I think 40% of Hamilton's MPPs are female. That percentage was 60% until the 2007 election, when three female Liberal MPPs bailed out, presumably to avoid the unpleasant optics of a predictable drubbing at the polls: single-term name candidates Jennifer Mossop and Judy Marsales, and multi-term pro Dr. Marie Bountrogianni. Broadcast journalist Nerene Virgin bid for Mossop's seat but lost to NDP candidate Paul Miller. NDP MPP for Hamilton Centre Andrea Horwath, a graduate of council chambers, is Ontario NDP Leader. She would have faced off against Marsales but instead made short work of Liberal opponent Steve Ruddick.
One quarter of Hamilton MPs are female: it's just NDPer Chris Charlton.

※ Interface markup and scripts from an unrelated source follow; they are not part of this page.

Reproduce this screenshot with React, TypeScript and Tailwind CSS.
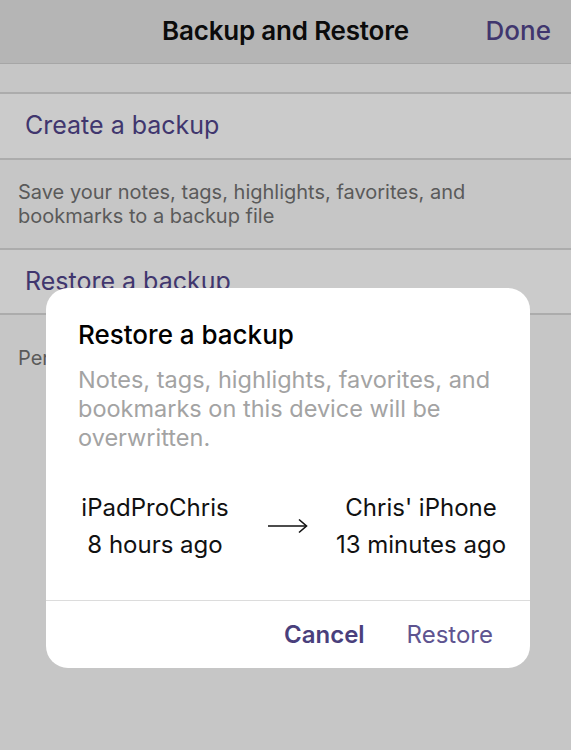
import React from "react";

export default function App() {
  const font = { fontFamily: "Inter, 'Noto Sans', sans-serif" };
  return (
    <div className="relative w-[571px] h-[750px] overflow-hidden bg-[#c6c6c6]" style={font}>
      {/* Header */}
      <div className="relative h-[64px] bg-[#b5b5b5] border-b border-[#a6a6a6] flex items-center justify-center pb-[3px]">
        <span className="text-[26px] font-semibold text-[#0b0b0b] tracking-[-0.2px]">Backup and Restore</span>
        <span className="absolute right-[20px] top-0 h-full flex items-center pb-[3px] text-[26px] font-medium text-[#40366e]">Done</span>
      </div>
      <div className="h-[30px] border-b-2 border-[#acacac]" />
      <div className="h-[66px] bg-[#cbcbcb] border-b-2 border-[#acacac] flex items-center pl-[25px]">
        <span className="text-[25px] text-[#40366e]">Create a backup</span>
      </div>
      <div className="h-[90px] border-b-2 border-[#acacac] px-[18px] pt-[20px] text-[20px] leading-[24px] text-[#5a5a5a]">
        Save your notes, tags, highlights, favorites, and
        <br />
        bookmarks to a backup file
      </div>
      <div className="h-[65px] bg-[#cbcbcb] border-b-2 border-[#acacac] flex items-center pl-[25px]">
        <span className="text-[25px] text-[#40366e]">Restore a backup</span>
      </div>
      <div className="px-[18px] pt-[31px] text-[20px] leading-[24px] text-[#5a5a5a]">
        Perform a restore from a backup file
      </div>

      {/* Modal */}
      <div className="absolute left-[46px] top-[288px] w-[484px] h-[380px] bg-white rounded-[22px] flex flex-col">
        <div className="px-[32px] pt-[31px]">
          <div className="text-[26px] leading-[32px] font-medium text-black">Restore a backup</div>
          <div className="mt-[14px] text-[23.5px] leading-[29px] text-[#a3a3a3] whitespace-nowrap">
            Notes, tags, highlights, favorites, and
            <br />
            bookmarks on this device will be
            <br />
            overwritten.
          </div>
        </div>
        <div className="mt-[37px] grid grid-cols-[218px_48px_218px] items-center text-[24px] leading-[37px] text-[#111]">
          <div className="text-center">
            <div>iPadProChris</div>
            <div>8 hours ago</div>
          </div>
          <div className="flex justify-center">
            <svg width="42" height="16" viewBox="0 0 42 16" fill="none">
              <line x1="1" y1="8" x2="39" y2="8" stroke="#111" strokeWidth="1.6" />
              <polyline points="32,1.5 39.5,8 32,14.5" stroke="#111" strokeWidth="1.6" fill="none" />
            </svg>
          </div>
          <div className="text-center">
            <div>Chris' iPhone</div>
            <div>13 minutes ago</div>
          </div>
        </div>
        <div className="mt-auto h-[68px] border-t border-[#dcdcdc] flex items-center justify-end pr-[37px] gap-[42px] text-[24px]">
          <span className="font-semibold text-[#4a3f7c]">Cancel</span>
          <span className="text-[#5e5490]">Restore</span>
        </div>
      </div>
    </div>
  );
}
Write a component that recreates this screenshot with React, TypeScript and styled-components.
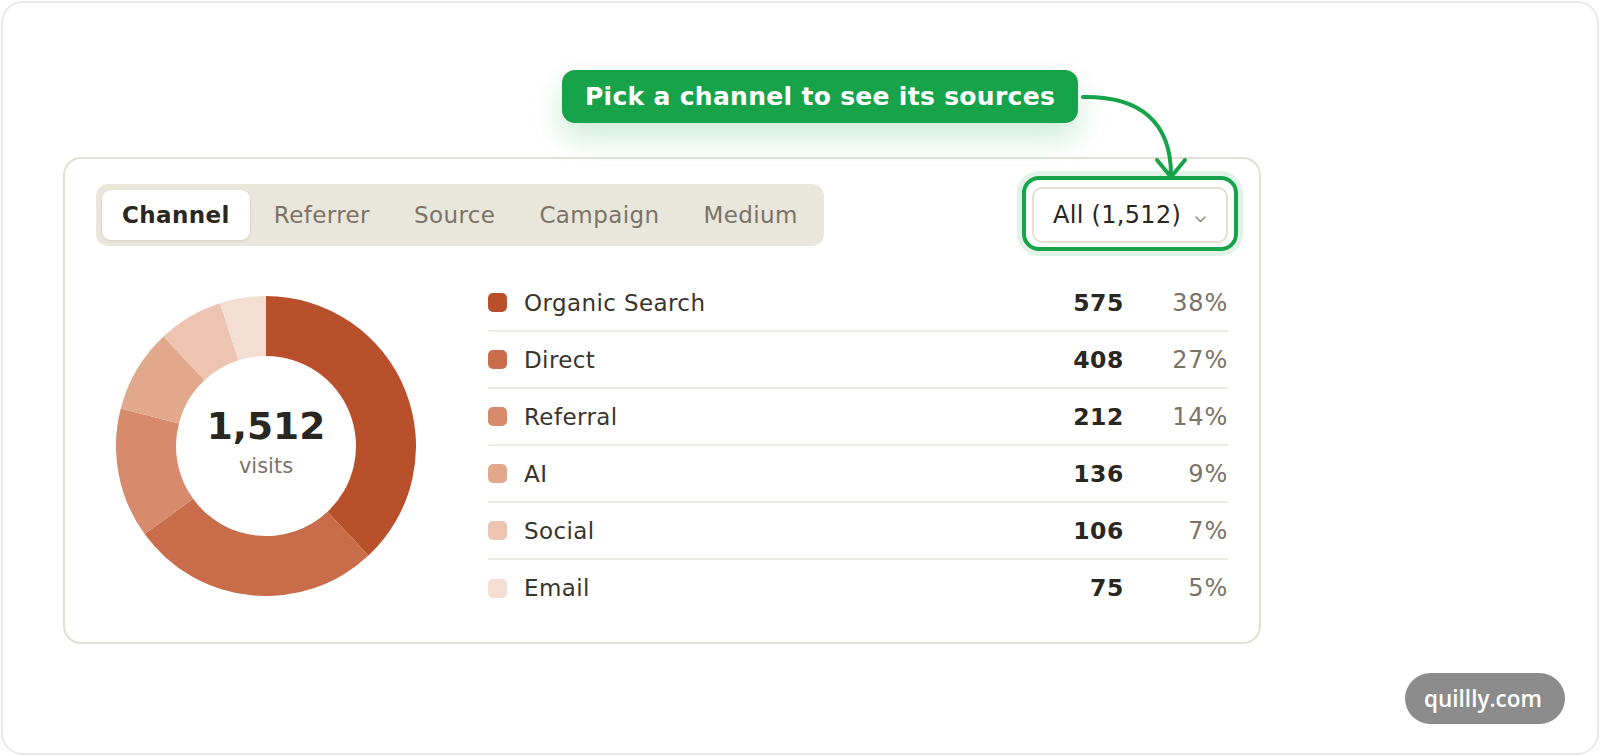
import React from 'react';
import styled, { createGlobalStyle } from 'styled-components';

const GlobalStyle = createGlobalStyle`
  html, body {
    margin: 0;
    padding: 0;
    background: #ffffff;
  }
  body {
    font-family: "DejaVu Sans", Verdana, sans-serif;
    color: #2a2620;
  }
  * { box-sizing: border-box; }
`;

const Frame = styled.div`
  position: relative;
  width: 1598px;
  height: 754px;
  margin: 1px;
  border: 2px solid #e8e8e8;
  border-radius: 22px;
  padding: 154px 0 0 60px;
  overflow: hidden;
`;

const Card = styled.section`
  width: 1198px;
  border: 2px solid #e3dfd4;
  border-radius: 18px;
  padding: 25px 31px 26px;
  background: #fff;
`;

const Header = styled.div`
  display: flex;
  align-items: center;
  justify-content: space-between;
`;

const Tabs = styled.div`
  display: flex;
  gap: 4px;
  padding: 6px;
  background: #e9e6dc;
  border-radius: 12px;
`;

const Tab = styled.button<{ $active?: boolean }>`
  height: 50px;
  padding: 0 20px;
  border: 0;
  border-radius: 9px;
  font-family: "DejaVu Sans", Verdana, sans-serif;
  font-size: 23px;
  letter-spacing: 0.4px;
  font-weight: ${({ $active }) => ($active ? 700 : 400)};
  color: ${({ $active }) => ($active ? '#2a2620' : '#7a7366')};
  background: ${({ $active }) => ($active ? '#ffffff' : 'transparent')};
  box-shadow: ${({ $active }) => ($active ? '0 1px 3px rgba(60, 50, 30, 0.12)' : 'none')};
  cursor: pointer;
`;

const Highlight = styled.div`
  position: relative;

  &::before {
    content: '';
    position: absolute;
    inset: -11px -10px -8px -10px;
    border: 4px solid #17a34a;
    border-radius: 17px;
    box-shadow: 0 0 0 5px rgba(23, 163, 74, 0.13);
    pointer-events: none;
  }
`;

const Select = styled.button`
  display: flex;
  align-items: center;
  gap: 14px;
  width: 196px;
  height: 56px;
  padding: 0 20px 0 19px;
  border: 2px solid #e3dfd4;
  border-radius: 10px;
  background: #fff;
  font-family: "DejaVu Sans", Verdana, sans-serif;
  font-size: 24px;
  letter-spacing: 0.3px;
  color: #2a2620;
  white-space: nowrap;
  cursor: pointer;

  svg {
    flex: none;
    margin-top: 8px;
  }
`;

const Body = styled.div`
  display: flex;
  align-items: center;
  gap: 52px;
  margin-top: 29px;
`;

const DonutWrap = styled.div`
  width: 340px;
  display: flex;
  justify-content: center;
`;

const Donut = styled.div`
  position: relative;
  width: 300px;
  height: 300px;
`;

const DonutLabel = styled.div`
  position: absolute;
  inset: 0;
  display: flex;
  flex-direction: column;
  align-items: center;
  justify-content: center;
  gap: 10px;
  padding-bottom: 6px;
`;

const Total = styled.div`
  font-size: 37.5px;
  font-weight: 700;
  line-height: 1;
  color: #2a2620;
`;

const TotalCaption = styled.div`
  font-size: 21px;
  line-height: 1;
  color: #7a7366;
`;

const List = styled.ul`
  flex: 1;
  list-style: none;
  margin: 0;
  padding: 0;
`;

const Row = styled.li`
  display: grid;
  grid-template-columns: 19px 1fr auto 87px;
  align-items: center;
  column-gap: 17px;
  height: 57px;
  border-bottom: 2px solid #eeebe4;

  &:last-child {
    border-bottom: 0;
    height: 56px;
  }
`;

const Swatch = styled.span<{ $color: string }>`
  width: 19px;
  height: 19px;
  border-radius: 5px;
  background: ${({ $color }) => $color};
`;

const Label = styled.span`
  font-size: 23px;
  letter-spacing: 0.4px;
  color: #3a342c;
`;

const Count = styled.span`
  font-size: 23.5px;
  letter-spacing: 0.6px;
  font-weight: 700;
  color: #2a2620;
  text-align: right;
`;

const Percent = styled.span`
  font-size: 24px;
  letter-spacing: 0.8px;
  color: #7a7366;
  text-align: right;
`;

const Callout = styled.div`
  position: absolute;
  left: 559px;
  top: 67px;
  height: 53px;
  padding: 0 23px;
  display: flex;
  align-items: center;
  background: #17a34a;
  border-radius: 13px;
  color: #fff;
  font-size: 25px;
  letter-spacing: 0.3px;
  font-weight: 700;
  white-space: nowrap;
  box-shadow: 0 14px 30px rgba(23, 163, 74, 0.22);
`;

const ArrowLayer = styled.svg`
  position: absolute;
  left: -3px;
  top: -3px;
  pointer-events: none;
`;

const Badge = styled.div`
  position: absolute;
  right: 32px;
  bottom: 29px;
  height: 51px;
  padding: 0 23px 0 19px;
  display: flex;
  align-items: center;
  border-radius: 26px;
  background: #8c8c8c;
  color: #fff;
  font-family: "Open Sans", "DejaVu Sans", sans-serif;
  font-size: 22.5px;
  font-weight: 600;
`;

const channels = [
  { name: 'Organic Search', count: 575, pct: '38%', color: '#b9502c' },
  { name: 'Direct', count: 408, pct: '27%', color: '#c86c4a' },
  { name: 'Referral', count: 212, pct: '14%', color: '#d78a6c' },
  { name: 'AI', count: 136, pct: '9%', color: '#e2a88c' },
  { name: 'Social', count: 106, pct: '7%', color: '#ecc4b0' },
  { name: 'Email', count: 75, pct: '5%', color: '#f4ddd2' },
];

const total = channels.reduce((s, c) => s + c.count, 0);

function sector(a0: number, a1: number, R: number, r: number, c: number) {
  const pt = (a: number, rad: number) => [c + rad * Math.sin(a), c - rad * Math.cos(a)];
  const [x0, y0] = pt(a0, R);
  const [x1, y1] = pt(a1, R);
  const [x2, y2] = pt(a1, r);
  const [x3, y3] = pt(a0, r);
  const large = a1 - a0 > Math.PI ? 1 : 0;
  return `M${x0} ${y0} A${R} ${R} 0 ${large} 1 ${x1} ${y1} L${x2} ${y2} A${r} ${r} 0 ${large} 0 ${x3} ${y3} Z`;
}

const DonutChart = () => {
  let acc = 0;
  return (
    <svg width="300" height="300" viewBox="0 0 300 300">
      {channels.map((c) => {
        const a0 = (acc / total) * Math.PI * 2;
        acc += c.count;
        const a1 = (acc / total) * Math.PI * 2;
        return <path key={c.name} d={sector(a0, a1, 150, 90, 150)} fill={c.color} />;
      })}
    </svg>
  );
};

export default function App() {
  return (
    <>
      <GlobalStyle />
      <Frame>
        <Card>
          <Header>
            <Tabs>
              <Tab $active>Channel</Tab>
              <Tab>Referrer</Tab>
              <Tab>Source</Tab>
              <Tab>Campaign</Tab>
              <Tab>Medium</Tab>
            </Tabs>
            <Highlight>
              <Select>
                All (1,512)
                <svg width="11" height="7" viewBox="0 0 11 7">
                  <path d="M1 1 L5.5 5.5 L10 1" fill="none" stroke="#8a8378" strokeWidth="1.4" strokeLinecap="round" strokeLinejoin="round" />
                </svg>
              </Select>
            </Highlight>
          </Header>
          <Body>
            <DonutWrap>
              <Donut>
                <DonutChart />
                <DonutLabel>
                  <Total>1,512</Total>
                  <TotalCaption>visits</TotalCaption>
                </DonutLabel>
              </Donut>
            </DonutWrap>
            <List>
              {channels.map((c) => (
                <Row key={c.name}>
                  <Swatch $color={c.color} />
                  <Label>{c.name}</Label>
                  <Count>{c.count}</Count>
                  <Percent>{c.pct}</Percent>
                </Row>
              ))}
            </List>
          </Body>
        </Card>

        <Callout>Pick a channel to see its sources</Callout>
        <ArrowLayer width="1600" height="756" viewBox="0 0 1600 756">
          <path d="M1083 97 C1140 96 1171 122 1171 175" fill="none" stroke="#17a34a" strokeWidth="4" strokeLinecap="round" />
          <path d="M1157 160 L1171 177 L1185 160" fill="none" stroke="#17a34a" strokeWidth="4" strokeLinecap="round" strokeLinejoin="round" />
        </ArrowLayer>
        <Badge>quillly.com</Badge>
      </Frame>
    </>
  );
}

But MP David Christopherson's Liberal opponent in Hamilton Centre was a woman, Helen Wilson. (In addition to the tactical error of running as a Liberal, she campaigned using a 416 phone bank, not an especially suave choice.)
As far as municipal seats go, just 9 of 48 candidates in the 2006 election were female, but they seem like they had respectable showings in virtually every race they entered.
Ward 2: Judy MacDonald-Musitano and Dawn Lescaudron were runners-up to name candidate Bob Bratina.
Ward 6: Nathalie Xian Yi Yan was the runner-up to incumbent Tom Jackson.
Ward 10: Mary Ray was runner-up to incumbent Maria Pearson
Ward 12: Julia Kollek was narrowly edged out by meta-incumbent Russ Powers
Ward 15: Judi Partridge was runner-up to incumbent Margaret McCarthy
Omit the incumbents heft and potentially a third of council would be female. Although still mostly white. As well, 10 of 22 school trustees appointed through the 2006 election were female.
Running campaigns is always a good start to equal representation. Was it Woody Allen who said that 90% of success is just showing up?